Shortly before the New Year, the Illinois Supreme Court announced a long-awaited decision that may appropriately serve to limit forum shopping somewhat in a state full of Judicial Hellholes notorious for the practice.

The high court decision in Fennell v. Illinois Central Railroad Company stems from the mishandling of a case by a lower court in the former Judicial Hellholes jurisdiction of St. Clair County.  There in 2009, a Mississppi man who’d already had his asbestos lawsuit dismissed in his home state where he’d lived and worked for decades filed his case again with the help of local Illinois lawyers.

As reported by the Madison-St. Clair Record, now retired but once infamously plaintiff-friendly Circuit Judge Lloyd Cueto denied the defendant’s motion for forum non conveniens.

But the high court’s 5-1 majority finally overturned Judge Cueto: “Without belaboring the point, the circuit court failed to recognize several private and public interest factors in its [forum non conveniens] analysis.  Accordingly, we remind our trial courts to include all of the relevant private and public interest factors in their analyses.”  Such factors in Fennell “strongly favor dismissal in favor of a Mississippi forum.”

When witnesses, records, and the alleged exposure to asbestos are largely located or occurred outside St. Clair County (and outside all of Illinois), it’s abundantly clear to anyone with common sense that the lawsuit was filed there for one reason: the plaintiff’s attorneys assumed they’d have an advantage there.
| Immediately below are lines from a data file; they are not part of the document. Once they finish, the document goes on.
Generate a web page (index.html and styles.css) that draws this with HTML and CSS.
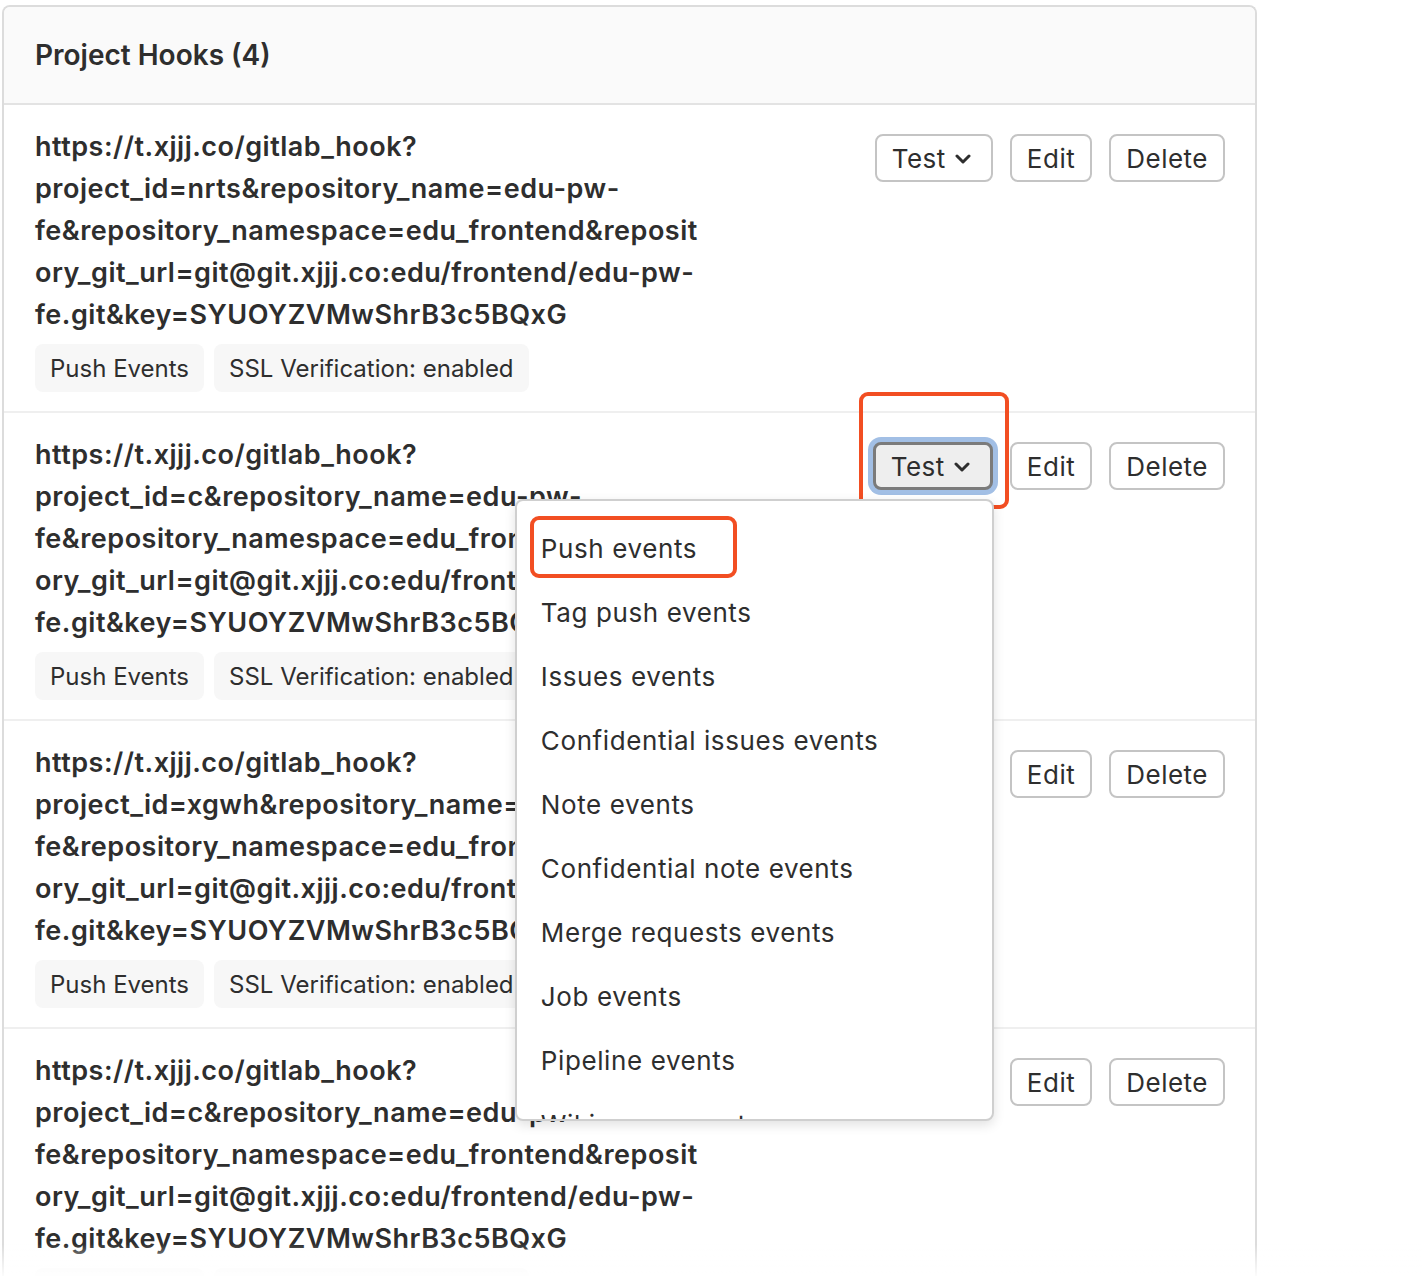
FILE: index.html
```html
<!DOCTYPE html>
<html lang="en">
<head>
<meta charset="utf-8">
<title>Project Hooks</title>
<link rel="stylesheet" href="styles.css">
</head>
<body>
<div class="page">
  <div class="panel">
    <div class="panel-header">Project Hooks (4)</div>
    <ul class="hook-list">
      <li class="hook-row">
        <div class="hook-info">
          <div class="hook-url">https://t.xjjj.co/gitlab_hook?<br>project_id=nrts&amp;repository_name=edu-pw-<br>fe&amp;repository_namespace=edu_frontend&amp;reposit<br>ory_git_url=git@git.xjjj.co:edu/frontend/edu-pw-<br>fe.git&amp;key=SYUOYZVMwShrB3c5BQxG</div>
          <div class="badges"><span class="badge">Push Events</span><span class="badge">SSL Verification: enabled</span></div>
        </div>
        <div class="hook-actions">
          <div class="dropdown"><button class="btn">Test <svg class="chev" viewBox="0 0 16 10" width="16" height="10"><path d="M2 2l6 6 6-6" fill="none" stroke="#2e2e2e" stroke-width="3" stroke-linecap="round" stroke-linejoin="round"/></svg></button></div>
          <button class="btn">Edit</button>
          <button class="btn">Delete</button>
        </div>
      </li>
      <li class="hook-row">
        <div class="hook-info">
          <div class="hook-url">https://t.xjjj.co/gitlab_hook?<br>project_id=c&amp;repository_name=edu-pw-<br>fe&amp;repository_namespace=edu_frontend&amp;reposit<br>ory_git_url=git@git.xjjj.co:edu/frontend/edu-pw-<br>fe.git&amp;key=SYUOYZVMwShrB3c5BQxG</div>
          <div class="badges"><span class="badge">Push Events</span><span class="badge">SSL Verification: enabled</span></div>
        </div>
        <div class="hook-actions">
          <div class="dropdown open">
            <button class="btn btn-focus">Test <svg class="chev" viewBox="0 0 16 10" width="16" height="10"><path d="M2 2l6 6 6-6" fill="none" stroke="#2e2e2e" stroke-width="3" stroke-linecap="round" stroke-linejoin="round"/></svg></button>
            <span class="annot annot-btn"></span>
            <ul class="menu">
              <li class="menu-item">Push events<span class="annot annot-item"></span></li>
              <li class="menu-item">Tag push events</li>
              <li class="menu-item">Issues events</li>
              <li class="menu-item">Confidential issues events</li>
              <li class="menu-item">Note events</li>
              <li class="menu-item">Confidential note events</li>
              <li class="menu-item">Merge requests events</li>
              <li class="menu-item">Job events</li>
              <li class="menu-item">Pipeline events</li>
              <li class="menu-item">Wiki page events</li>
            </ul>
          </div>
          <button class="btn">Edit</button>
          <button class="btn">Delete</button>
        </div>
      </li>
      <li class="hook-row">
        <div class="hook-info">
          <div class="hook-url">https://t.xjjj.co/gitlab_hook?<br>project_id=xgwh&amp;repository_name=edu-pw-<br>fe&amp;repository_namespace=edu_frontend&amp;reposit<br>ory_git_url=git@git.xjjj.co:edu/frontend/edu-pw-<br>fe.git&amp;key=SYUOYZVMwShrB3c5BQxG</div>
          <div class="badges"><span class="badge">Push Events</span><span class="badge">SSL Verification: enabled</span></div>
        </div>
        <div class="hook-actions">
          <div class="dropdown"><button class="btn">Test <svg class="chev" viewBox="0 0 16 10" width="16" height="10"><path d="M2 2l6 6 6-6" fill="none" stroke="#2e2e2e" stroke-width="3" stroke-linecap="round" stroke-linejoin="round"/></svg></button></div>
          <button class="btn">Edit</button>
          <button class="btn">Delete</button>
        </div>
      </li>
      <li class="hook-row">
        <div class="hook-info">
          <div class="hook-url">https://t.xjjj.co/gitlab_hook?<br>project_id=c&amp;repository_name=edu-pw-<br>fe&amp;repository_namespace=edu_frontend&amp;reposit<br>ory_git_url=git@git.xjjj.co:edu/frontend/edu-pw-<br>fe.git&amp;key=SYUOYZVMwShrB3c5BQxG</div>
          <div class="badges"><span class="badge">Push Events</span><span class="badge">SSL Verification: enabled</span></div>
        </div>
        <div class="hook-actions">
          <div class="dropdown"><button class="btn">Test <svg class="chev" viewBox="0 0 16 10" width="16" height="10"><path d="M2 2l6 6 6-6" fill="none" stroke="#2e2e2e" stroke-width="3" stroke-linecap="round" stroke-linejoin="round"/></svg></button></div>
          <button class="btn">Edit</button>
          <button class="btn">Delete</button>
        </div>
      </li>
    </ul>
  </div>
</div>
<div class="bottom-fade"></div>
</body>
</html>
```
FILE: styles.css
```css
* { box-sizing: border-box; }
html, body { margin: 0; padding: 0; background: #fff; }
body {
  font-family: Inter, "Noto Sans", "Liberation Sans", sans-serif;
  color: #2e2e2e;
}
.page {
  padding: 5px 0 0 2px;
  width: 1257px;
}
.panel {
  border: 2px solid #dcdcdc;
  border-bottom: none;
  border-radius: 8px 8px 0 0;
  background: #fff;
}
.panel-header {
  height: 98px;
  display: flex;
  align-items: center;
  padding: 0 31px;
  background: #fafafa;
  border-bottom: 2px solid #e3e3e3;
  border-radius: 6px 6px 0 0;
  font-size: 28px;
  font-weight: 600;
}
.hook-list {
  list-style: none;
  margin: 0;
  padding: 0;
}
.hook-row {
  display: flex;
  justify-content: space-between;
  align-items: flex-start;
  padding: 21px 30px 19px 31px;
  border-bottom: 2px solid #efefef;
}
.hook-url {
  font-size: 27px;
  font-weight: 600;
  line-height: 42px;
  letter-spacing: 0.5px;
  white-space: nowrap;
}
.badges {
  display: flex;
  gap: 10px;
  margin-top: 8px;
}
.badge {
  height: 48px;
  display: inline-flex;
  align-items: center;
  padding: 0 15px;
  background: #f7f7f7;
  border-radius: 8px;
  font-size: 24px;
}
.hook-actions {
  display: flex;
  gap: 17px;
  margin-top: 8px;
}
.dropdown { position: relative; }
.btn {
  height: 48px;
  display: inline-flex;
  align-items: center;
  gap: 9px;
  padding: 0 15px;
  background: #fff;
  border: 2px solid #c4c4c4;
  border-radius: 8px;
  font-family: inherit;
  font-size: 26px;
  letter-spacing: 0.5px;
  color: #2e2e2e;
}
.chev { display: block; margin-top: 2px; margin-right: 5px; }
.btn-focus {
  background: #eeeeee;
  border: 3px solid #7b7b7b;
  box-shadow: 0 0 0 5px #a2bfe5;
}
.annot {
  position: absolute;
  border: 4px solid #f24e22;
  border-radius: 9px;
  pointer-events: none;
}
.annot-btn {
  left: -14px;
  top: -50px;
  width: 150px;
  height: 117px;
}
.menu {
  position: absolute;
  right: -1px;
  top: 57px;
  width: 479px;
  height: 622px;
  margin: 0;
  padding: 15px 0 0;
  list-style: none;
  background: #fff;
  border: 2px solid #cfcfcf;
  border-radius: 8px;
  box-shadow: 0 4px 12px rgba(0, 0, 0, 0.12);
  overflow: hidden;
  z-index: 5;
}
.menu-item {
  position: relative;
  height: 64px;
  display: flex;
  align-items: center;
  padding: 0 24px;
  font-size: 26px;
  letter-spacing: 0.6px;
  white-space: nowrap;
}
.annot-item {
  left: 13px;
  top: 0;
  width: 207px;
  height: 62px;
}
.bottom-fade {
  position: fixed;
  left: 0;
  right: 0;
  bottom: 0;
  height: 32px;
  background: linear-gradient(to bottom, rgba(255,255,255,0) 0%, rgba(255,255,255,0.9) 100%);
  pointer-events: none;
  z-index: 10;
}
```
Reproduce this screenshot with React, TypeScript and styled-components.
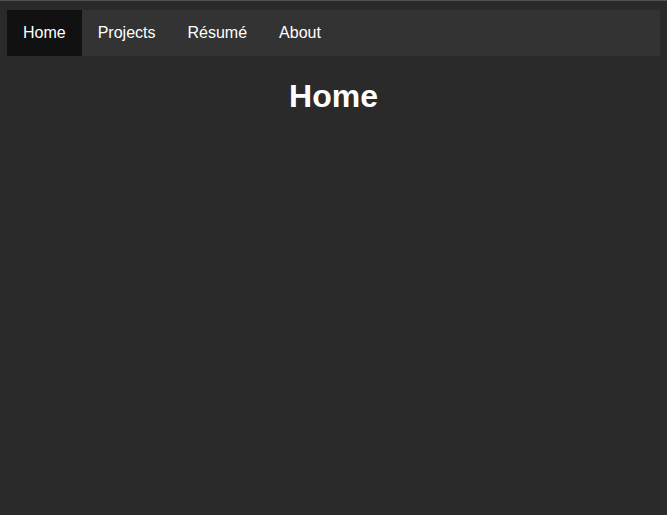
import React from "react";
import styled, { createGlobalStyle } from "styled-components";

const GlobalStyle = createGlobalStyle`
  html, body {
    margin: 0;
    padding: 0;
    background: #2a2a2a;
  }
  html {
    border-top: 1px solid #505358;
  }
  body {
    font-family: "Liberation Sans", Arial, sans-serif;
    color: #ffffff;
    min-height: 514px;
  }
`;

const Page = styled.div`
  display: flex;
  flex-direction: column;
  padding: 9px 7px 0;
`;

const NavBar = styled.nav`
  display: flex;
  background: #333333;
`;

const NavItem = styled.a<{ $active?: boolean }>`
  display: block;
  padding: 14px 16px;
  font-size: 16px;
  line-height: 18px;
  color: #ffffff;
  text-decoration: none;
  background: ${(p) => (p.$active ? "#111111" : "transparent")};
  cursor: pointer;
`;

const Title = styled.h1`
  margin: 22px 0 0;
  text-align: center;
  font-size: 32px;
  font-weight: bold;
  line-height: 37px;
  color: #ffffff;
`;

const items = ["Home", "Projects", "Résumé", "About"];

export default function App() {
  return (
    <>
      <GlobalStyle />
      <Page>
        <NavBar>
          {items.map((it, i) => (
            <NavItem key={it} $active={i === 0}>
              {it}
            </NavItem>
          ))}
        </NavBar>
        <Title>Home</Title>
      </Page>
    </>
  );
}
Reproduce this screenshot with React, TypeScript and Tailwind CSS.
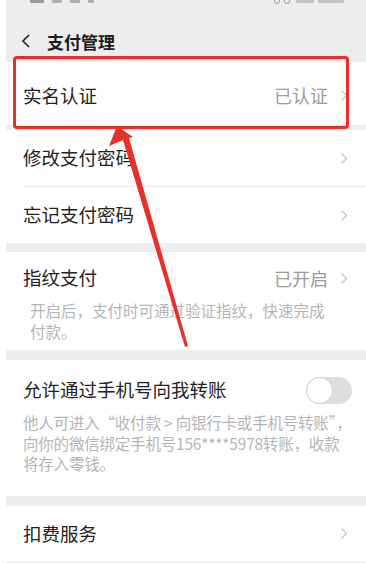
import React from "react";

const font = { fontFamily: '"Noto Sans CJK SC", "Noto Sans", sans-serif' };

function Chevron() {
  return (
    <svg width="8" height="13" viewBox="0 0 8 13" className="shrink-0">
      <path d="M1.5 1.5 L6.5 6.5 L1.5 11.5" fill="none" stroke="#c4c4c4" strokeWidth="1.3" />
    </svg>
  );
}

export default function App() {
  return (
    <div className="relative w-[366px] h-[563px] overflow-hidden bg-white" style={font}>
      <div className="ml-[6px] h-full bg-[#ededed] flex flex-col">
        {/* status bar */}
        <div className="h-[8px] flex items-start justify-between pl-[24px] pr-[22px] overflow-hidden">
          <div className="flex gap-[8px] -mt-[3px]">
            <div className="w-[14px] h-[6px] bg-[#9a9a9a] rounded-[1px]" />
            <div className="w-[10px] h-[6px] bg-[#b0b0b0] rounded-[1px]" />
            <div className="w-[10px] h-[6px] bg-[#b0b0b0] rounded-[1px]" />
            <div className="w-[6px] h-[6px] bg-[#b0b0b0] rounded-[1px]" />
          </div>
          <div className="flex gap-[4px] -mt-[3px]">
            <div className="w-[6px] h-[7px] rounded-full border border-[#9a9a9a]" />
            <div className="w-[6px] h-[7px] rounded-full border border-[#9a9a9a]" />
            <div className="w-[18px] h-[6px] bg-[#c4c4c4] rounded-[1px] ml-[2px]" />
            <div className="w-[26px] h-[6px] bg-[#c4c4c4] rounded-[1px]" />
          </div>
        </div>
        {/* header */}
        <div className="h-[54px] flex items-center pl-[14px] pt-[19px] pb-[7px]">
          <svg width="14" height="16" viewBox="0 0 14 16">
            <path d="M9 2 L3 8 L9 14" fill="none" stroke="#222" strokeWidth="1.6" />
          </svg>
          <span className="ml-[13px] text-[17px] font-bold text-[#1c1c1c] leading-none">支付管理</span>
        </div>
        {/* card 1 */}
        <div className="h-[63px] bg-white flex items-center pl-[17px] pr-[18px] pt-[4px]">
          <span className="flex-1 text-[18.5px] text-[#222]">实名认证</span>
          <span className="text-[18px] text-[#9b9b9b] mr-[12px]">已认证</span>
          <Chevron />
        </div>
        <div className="h-[5px]" />
        {/* card 2 */}
        <div className="bg-white">
          <div className="h-[56px] flex items-center pl-[17px] pr-[18px]">
            <span className="flex-1 text-[18.5px] text-[#222]">修改支付密码</span>
            <Chevron />
          </div>
          <div className="ml-[18px] h-px bg-[#ececec]" />
          <div className="h-[56px] flex items-center pl-[17px] pr-[18px]">
            <span className="flex-1 text-[18.5px] text-[#222]">忘记支付密码</span>
            <Chevron />
          </div>
        </div>
        <div className="h-[9px]" />
        {/* card 3 */}
        <div className="bg-white pt-[14px] pb-[9px] pl-[17px] pr-[18px]">
          <div className="h-[24px] flex items-center">
            <span className="flex-1 text-[18.5px] text-[#222]">指纹支付</span>
            <span className="text-[18px] text-[#9b9b9b] mr-[12px]">已开启</span>
            <Chevron />
          </div>
          <div className="mt-[10px] pl-[7px] text-[15.5px] leading-[20.5px] text-[#b5b5b5]">
            开启后，支付时可通过验证指纹，快速完成
            <br />
            付款。
          </div>
        </div>
        <div className="h-[10px]" />
        {/* card 4 */}
        <div className="bg-white pt-[18px] pb-[22px] pl-[17px] pr-[14px]">
          <div className="h-[24px] flex items-center">
            <span className="flex-1 text-[18.5px] text-[#222]">允许通过手机号向我转账</span>
            <div className="w-[46px] h-[27px] rounded-full bg-[#dedede] relative">
              <div className="absolute left-0 top-0 w-[27px] h-[27px] rounded-full bg-white border border-[#d0d0d0]" />
            </div>
          </div>
          <div className="mt-[10px] text-[15.5px] leading-[20.5px] text-[#b5b5b5] tracking-[-0.2px] whitespace-nowrap">
            他人可进入“收付款 &gt; 向银行卡或手机号转账”，
            <br />
            向你的微信绑定手机号156****5978转账，收款
            <br />
            将存入零钱。
          </div>
        </div>
        <div className="h-[10px]" />
        {/* card 5 */}
        <div className="bg-white h-[57px] flex items-center pl-[17px] pr-[18px] border-b border-[#e4e4e4]">
          <span className="flex-1 text-[18.5px] text-[#222]">扣费服务</span>
          <Chevron />
        </div>
      </div>
      {/* red highlight */}
      <div className="absolute left-[13px] top-[56px] w-[336px] h-[73px] border-[3px] border-[#e8302b] rounded-[4px]" />
      <svg className="absolute left-0 top-0" width="366" height="563" viewBox="0 0 366 563">
        <polygon
          points="117,126 109,146 123,140 185,347 188,346 129,138 133,137"
          fill="#e8302b"
        />
      </svg>
    </div>
  );
}
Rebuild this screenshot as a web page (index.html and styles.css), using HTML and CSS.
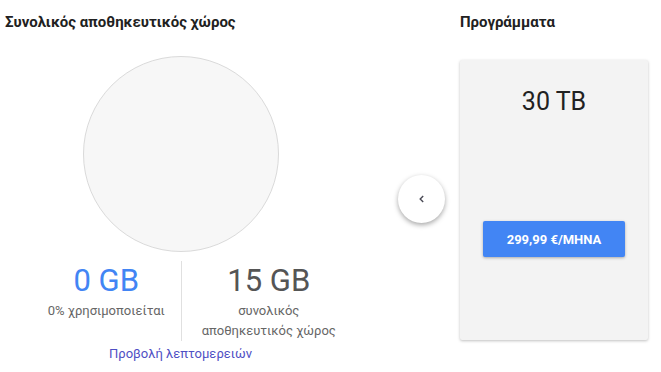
FILE: index.html
```html
<!DOCTYPE html>
<html lang="el">
<head>
  <meta charset="UTF-8">
  <title>Αποθηκευτικός χώρος</title>
  <link rel="stylesheet" href="styles.css">
</head>
<body>
  <div class="page">
    <!-- συνολικός χώρος -->
    <section class="storage">
      <h2>Συνολικός αποθηκευτικός χώρος</h2>
      <div class="chart"></div>
      <div class="stats">
        <div class="stat stat-used">
          <div class="value">0 GB</div>
          <div class="label">0% χρησιμοποιείται</div>
        </div>
        <div class="stat stat-total">
          <div class="value">15 GB</div>
          <div class="label">συνολικός<br>αποθηκευτικός χώρος</div>
        </div>
      </div>
      <a class="details" href="#">Προβολή λεπτομερειών</a>
    </section>

    <!-- προγράμματα -->
    <section class="plans">
      <h2>Προγράμματα</h2>
      <button type="button" class="prev" aria-label="Προηγούμενο">
        <svg width="12" height="12" viewBox="0 0 12 12">
          <path d="M7.2 3 L4.2 6 L7.2 9" fill="none" stroke="#4a4a55" stroke-width="1.4"/>
        </svg>
      </button>
      <div class="plan-card">
        <div class="plan-size">30 TB</div>
        <button type="button" class="plan-buy">299,99 €/MHNA</button>
      </div>
    </section>
  </div>
</body>
</html>
```

FILE: styles.css
```css
* {
  margin: 0;
  padding: 0;
  box-sizing: border-box;
}
body {
  font-family: Roboto, 'Noto Sans', Arial, sans-serif;
  background-color: #fff;
  color: #212121;
}
.page {
  display: flex;
  padding: 12px 13px 0 5px;
}
h2 {
  font-size: 15px;
  font-weight: 700;
  line-height: 20px;
  color: #212121;
}
.storage {
  width: 351px;
  display: flex;
  flex-direction: column;
}
.chart {
  width: 196px;
  height: 196px;
  margin: 24px 0 0 78px;
  border-radius: 50%;
  background-color: #f7f7f7;
  border: 1px solid #dadada;
}
.stats {
  display: grid;
  grid-template-columns: 1fr 1fr;
  margin-top: 9px;
}
.stat {
  text-align: center;
}
.stat-used {
  padding-left: 27px;
}
.stat-total {
  border-left: 1px solid #e0e0e0;
}
.value {
  font-size: 31px;
  line-height: 40px;
  color: #555;
}
.stat-used .value {
  color: #4285f4;
}
.label {
  font-size: 13px;
  line-height: 20px;
  color: #666;
}
.details {
  display: block;
  text-align: center;
  font-size: 13px;
  line-height: 20px;
  margin-top: 3px;
  color: #4f4fc4;
  text-decoration: none;
}
.plans {
  display: grid;
  grid-template-columns: 47px 188px;
  column-gap: 15px;
  align-content: start;
  padding-left: 42px;
}
.plans h2 {
  grid-column: 2;
}
.prev {
  grid-column: 1;
  grid-row: 2;
  align-self: center;
  width: 47px;
  height: 48px;
  margin-top: 26px;
  border: none;
  border-radius: 50%;
  background-color: #fff;
  box-shadow: 0 2px 5px rgba(0,0,0,0.35);
  display: flex;
  align-items: center;
  justify-content: center;
  cursor: pointer;
}
.plan-card {
  grid-column: 2;
  grid-row: 2;
  height: 280px;
  margin-top: 28px;
  background-color: #f3f3f3;
  box-shadow: 0 1px 3px rgba(0,0,0,0.25);
  border-radius: 2px;
  display: flex;
  flex-direction: column;
  align-items: center;
}
.plan-size {
  font-size: 25px;
  line-height: 30px;
  margin-top: 27px;
  color: #212121;
}
.plan-buy {
  width: 142px;
  height: 36px;
  margin-top: 104px;
  border: none;
  border-radius: 2px;
  background-color: #4285f4;
  color: #fff;
  font-family: inherit;
  font-size: 13px;
  font-weight: 700;
  box-shadow: 0 1px 3px rgba(0,0,0,0.3);
  cursor: pointer;
}
```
But to it’s credit, the Supreme Court majority made clear that courts shouldn’t favor forum shopping, and that St. Clair County taxpayers should not be obligated to foot the bill for a trial that should occur in Mississippi, if it should occur at all.  The lone dissenter, not surprisingly, was Chief Justice Thomas Kilbride who, apparently, would prefer to encourage the forum shopping that has contributed significantly to the Judicial Hellholes reputations of so many Illinois courts.